**Work required:**
Your task is to repeat the lines below exactly, excluding any pictures they contain.

── Dataset section

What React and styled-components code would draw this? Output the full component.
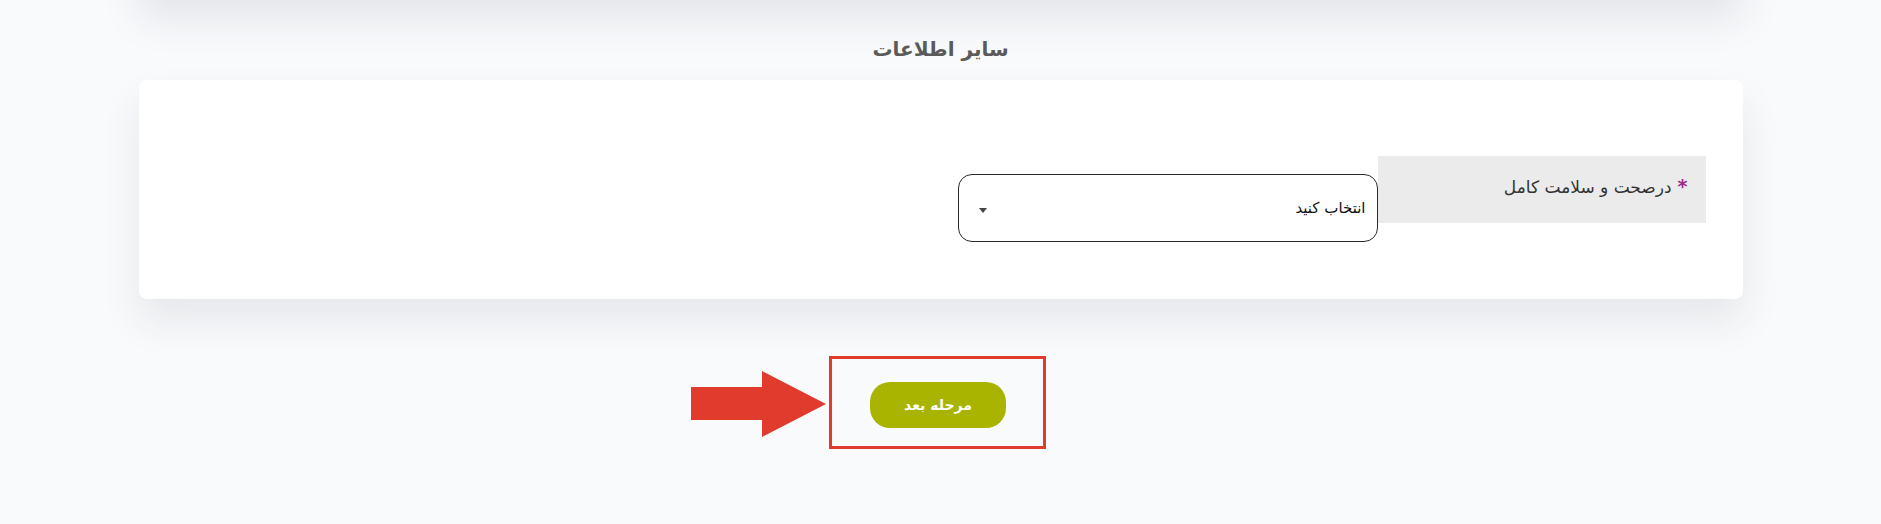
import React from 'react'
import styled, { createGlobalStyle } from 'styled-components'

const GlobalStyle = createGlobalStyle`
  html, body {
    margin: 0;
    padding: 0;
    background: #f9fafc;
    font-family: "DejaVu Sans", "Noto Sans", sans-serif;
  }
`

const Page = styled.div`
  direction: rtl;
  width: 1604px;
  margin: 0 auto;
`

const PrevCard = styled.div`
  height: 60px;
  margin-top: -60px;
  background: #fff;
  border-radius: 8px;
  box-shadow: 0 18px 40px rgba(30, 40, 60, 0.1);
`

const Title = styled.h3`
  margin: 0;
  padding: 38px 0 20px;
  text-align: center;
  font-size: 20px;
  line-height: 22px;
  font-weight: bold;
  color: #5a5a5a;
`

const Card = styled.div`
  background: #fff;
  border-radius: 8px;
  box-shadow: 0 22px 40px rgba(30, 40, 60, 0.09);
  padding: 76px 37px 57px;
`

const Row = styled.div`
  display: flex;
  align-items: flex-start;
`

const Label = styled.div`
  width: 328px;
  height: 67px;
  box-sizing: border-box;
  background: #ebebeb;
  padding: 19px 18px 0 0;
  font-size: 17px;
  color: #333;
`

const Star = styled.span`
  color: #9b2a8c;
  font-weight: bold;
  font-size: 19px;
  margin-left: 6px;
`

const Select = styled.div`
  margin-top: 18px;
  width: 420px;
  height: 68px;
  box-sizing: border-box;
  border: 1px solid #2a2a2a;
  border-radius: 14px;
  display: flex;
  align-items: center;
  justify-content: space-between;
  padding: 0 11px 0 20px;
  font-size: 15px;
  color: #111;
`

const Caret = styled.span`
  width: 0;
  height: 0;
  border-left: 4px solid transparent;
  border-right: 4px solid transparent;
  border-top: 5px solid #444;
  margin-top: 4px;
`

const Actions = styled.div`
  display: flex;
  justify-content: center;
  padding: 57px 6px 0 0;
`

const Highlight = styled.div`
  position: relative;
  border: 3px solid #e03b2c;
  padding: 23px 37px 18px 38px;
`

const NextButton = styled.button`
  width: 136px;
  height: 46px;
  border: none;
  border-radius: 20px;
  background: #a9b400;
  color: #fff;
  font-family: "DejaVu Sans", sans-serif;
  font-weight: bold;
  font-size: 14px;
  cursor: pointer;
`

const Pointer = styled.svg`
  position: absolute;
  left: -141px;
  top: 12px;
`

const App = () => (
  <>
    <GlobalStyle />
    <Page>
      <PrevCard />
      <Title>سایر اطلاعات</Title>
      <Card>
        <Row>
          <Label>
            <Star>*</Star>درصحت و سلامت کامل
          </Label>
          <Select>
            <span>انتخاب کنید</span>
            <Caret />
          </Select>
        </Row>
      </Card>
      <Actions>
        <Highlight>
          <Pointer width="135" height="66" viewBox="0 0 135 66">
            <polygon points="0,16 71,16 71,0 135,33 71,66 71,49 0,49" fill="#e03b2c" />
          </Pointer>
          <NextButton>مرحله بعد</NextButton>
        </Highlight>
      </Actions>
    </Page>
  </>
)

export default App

────

**Result of this exercise:**
What React and styled-components code would draw this? Output the full component.
import React from 'react'
import styled, { createGlobalStyle } from 'styled-components'

const GlobalStyle = createGlobalStyle`
  html, body {
    margin: 0;
    padding: 0;
    background: #f9fafc;
    font-family: "DejaVu Sans", "Noto Sans", sans-serif;
  }
`

const Page = styled.div`
  direction: rtl;
  width: 1604px;
  margin: 0 auto;
`

const PrevCard = styled.div`
  height: 60px;
  margin-top: -60px;
  background: #fff;
  border-radius: 8px;
  box-shadow: 0 18px 40px rgba(30, 40, 60, 0.1);
`

const Title = styled.h3`
  margin: 0;
  padding: 38px 0 20px;
  text-align: center;
  font-size: 20px;
  line-height: 22px;
  font-weight: bold;
  color: #5a5a5a;
`

const Card = styled.div`
  background: #fff;
  border-radius: 8px;
  box-shadow: 0 22px 40px rgba(30, 40, 60, 0.09);
  padding: 76px 37px 57px;
`

const Row = styled.div`
  display: flex;
  align-items: flex-start;
`

const Label = styled.div`
  width: 328px;
  height: 67px;
  box-sizing: border-box;
  background: #ebebeb;
  padding: 19px 18px 0 0;
  font-size: 17px;
  color: #333;
`

const Star = styled.span`
  color: #9b2a8c;
  font-weight: bold;
  font-size: 19px;
  margin-left: 6px;
`

const Select = styled.div`
  margin-top: 18px;
  width: 420px;
  height: 68px;
  box-sizing: border-box;
  border: 1px solid #2a2a2a;
  border-radius: 14px;
  display: flex;
  align-items: center;
  justify-content: space-between;
  padding: 0 11px 0 20px;
  font-size: 15px;
  color: #111;
`

const Caret = styled.span`
  width: 0;
  height: 0;
  border-left: 4px solid transparent;
  border-right: 4px solid transparent;
  border-top: 5px solid #444;
  margin-top: 4px;
`

const Actions = styled.div`
  display: flex;
  justify-content: center;
  padding: 57px 6px 0 0;
`

const Highlight = styled.div`
  position: relative;
  border: 3px solid #e03b2c;
  padding: 23px 37px 18px 38px;
`

const NextButton = styled.button`
  width: 136px;
  height: 46px;
  border: none;
  border-radius: 20px;
  background: #a9b400;
  color: #fff;
  font-family: "DejaVu Sans", sans-serif;
  font-weight: bold;
  font-size: 14px;
  cursor: pointer;
`

const Pointer = styled.svg`
  position: absolute;
  left: -141px;
  top: 12px;
`

const App = () => (
  <>
    <GlobalStyle />
    <Page>
      <PrevCard />
      <Title>سایر اطلاعات</Title>
      <Card>
        <Row>
          <Label>
            <Star>*</Star>درصحت و سلامت کامل
          </Label>
          <Select>
            <span>انتخاب کنید</span>
            <Caret />
          </Select>
        </Row>
      </Card>
      <Actions>
        <Highlight>
          <Pointer width="135" height="66" viewBox="0 0 135 66">
            <polygon points="0,16 71,16 71,0 135,33 71,66 71,49 0,49" fill="#e03b2c" />
          </Pointer>
          <NextButton>مرحله بعد</NextButton>
        </Highlight>
      </Actions>
    </Page>
  </>
)

export default App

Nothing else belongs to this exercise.